YOUR GOAL: Exactly as written, quote every line that follows, skipping the images.

··· DATASET ENTRIES

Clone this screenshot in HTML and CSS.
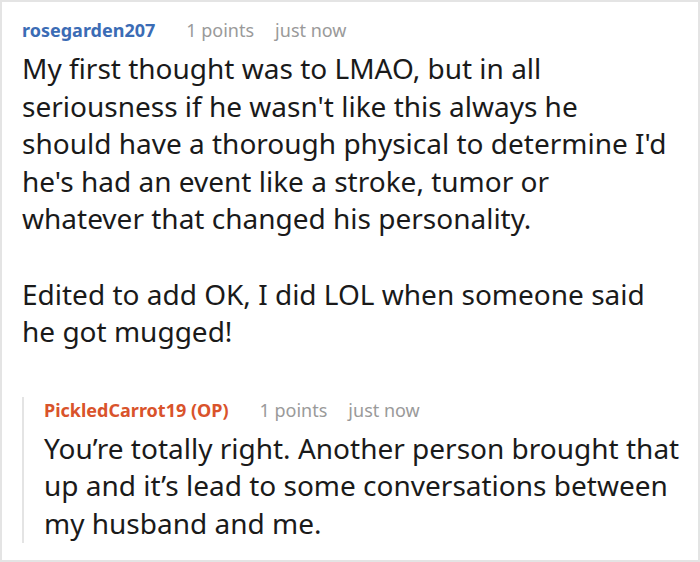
FILE: index.html
```html
<!DOCTYPE html>
<html>
<head>
<meta charset="utf-8">
<link rel="stylesheet" href="styles.css">
</head>
<body>
<div class="thread">
  <div class="comment">
    <div class="meta">
      <span class="author">rosegarden207</span>
      <span class="points">1 points</span>
      <span class="time">just now</span>
    </div>
    <div class="text">
      <p>My first thought was to LMAO, but in all seriousness if he wasn't like this always he should have a thorough physical to determine I'd he's had an event like a stroke, tumor or whatever that changed his personality.</p>
      <p>Edited to add OK, I did LOL when someone said he got mugged!</p>
    </div>
    <div class="reply">
      <div class="meta">
        <span class="author op">PickledCarrot19 (OP)</span>
        <span class="points">1 points</span>
        <span class="time">just now</span>
      </div>
      <div class="text">
        <p>You’re totally right. Another person brought that up and it’s lead to some conversations between my husband and me.</p>
      </div>
    </div>
  </div>
</div>
</body>
</html>
```

FILE: styles.css
```css
html, body {
  margin: 0;
  padding: 0;
  background: #fff;
}
.thread {
  box-sizing: border-box;
  width: 700px;
  height: 562px;
  border: 2px solid #e4e4e4;
  padding: 15px 6px 0 20px;
  font-family: "Noto Sans", "Open Sans", sans-serif;
  color: #1a1a1a;
  overflow: hidden;
}
.meta {
  font-size: 18px;
  line-height: 26px;
  display: flex;
  align-items: baseline;
}
.author {
  font-weight: bold;
  color: #3b6cb5;
}
.author.op {
  color: #d9532b;
}
.points {
  color: #9a9a9a;
  margin-left: 31px;
}
.time {
  color: #9a9a9a;
  margin-left: 21px;
}
.text {
  font-size: 28px;
  line-height: 37.6px;
  margin-top: 7px;
  max-width: 650px;
}
.reply .text {
  margin-top: 7px;
}
.text p {
  margin: 0 0 37.6px 0;
}
.text p:last-child {
  margin-bottom: 0;
}
.reply {
  margin-top: 46px;
  border-left: 2px solid #e4e4e4;
  padding-left: 20px;
}
```
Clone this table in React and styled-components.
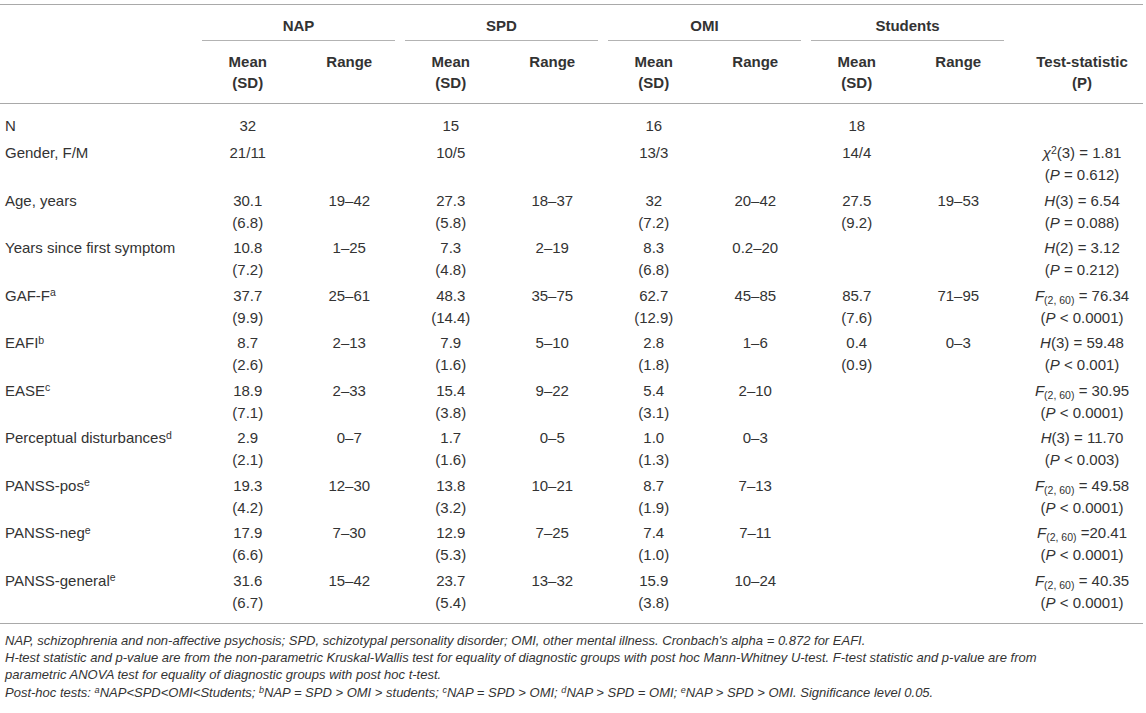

······

THE OUTPUT:
Clone this screenshot in HTML and CSS.
FILE: index.html
```html
<!DOCTYPE html>
<html>
<head>
<meta charset="utf-8">
<link rel="stylesheet" href="styles.css">
</head>
<body>
<div class="thread">
  <div class="comment">
    <div class="meta">
      <span class="author">rosegarden207</span>
      <span class="points">1 points</span>
      <span class="time">just now</span>
    </div>
    <div class="text">
      <p>My first thought was to LMAO, but in all seriousness if he wasn't like this always he should have a thorough physical to determine I'd he's had an event like a stroke, tumor or whatever that changed his personality.</p>
      <p>Edited to add OK, I did LOL when someone said he got mugged!</p>
    </div>
    <div class="reply">
      <div class="meta">
        <span class="author op">PickledCarrot19 (OP)</span>
        <span class="points">1 points</span>
        <span class="time">just now</span>
      </div>
      <div class="text">
        <p>You’re totally right. Another person brought that up and it’s lead to some conversations between my husband and me.</p>
      </div>
    </div>
  </div>
</div>
</body>
</html>
```

FILE: styles.css
```css
html, body {
  margin: 0;
  padding: 0;
  background: #fff;
}
.thread {
  box-sizing: border-box;
  width: 700px;
  height: 562px;
  border: 2px solid #e4e4e4;
  padding: 15px 6px 0 20px;
  font-family: "Noto Sans", "Open Sans", sans-serif;
  color: #1a1a1a;
  overflow: hidden;
}
.meta {
  font-size: 18px;
  line-height: 26px;
  display: flex;
  align-items: baseline;
}
.author {
  font-weight: bold;
  color: #3b6cb5;
}
.author.op {
  color: #d9532b;
}
.points {
  color: #9a9a9a;
  margin-left: 31px;
}
.time {
  color: #9a9a9a;
  margin-left: 21px;
}
.text {
  font-size: 28px;
  line-height: 37.6px;
  margin-top: 7px;
  max-width: 650px;
}
.reply .text {
  margin-top: 7px;
}
.text p {
  margin: 0 0 37.6px 0;
}
.text p:last-child {
  margin-bottom: 0;
}
.reply {
  margin-top: 46px;
  border-left: 2px solid #e4e4e4;
  padding-left: 20px;
}
```
Clone this table in React and styled-components.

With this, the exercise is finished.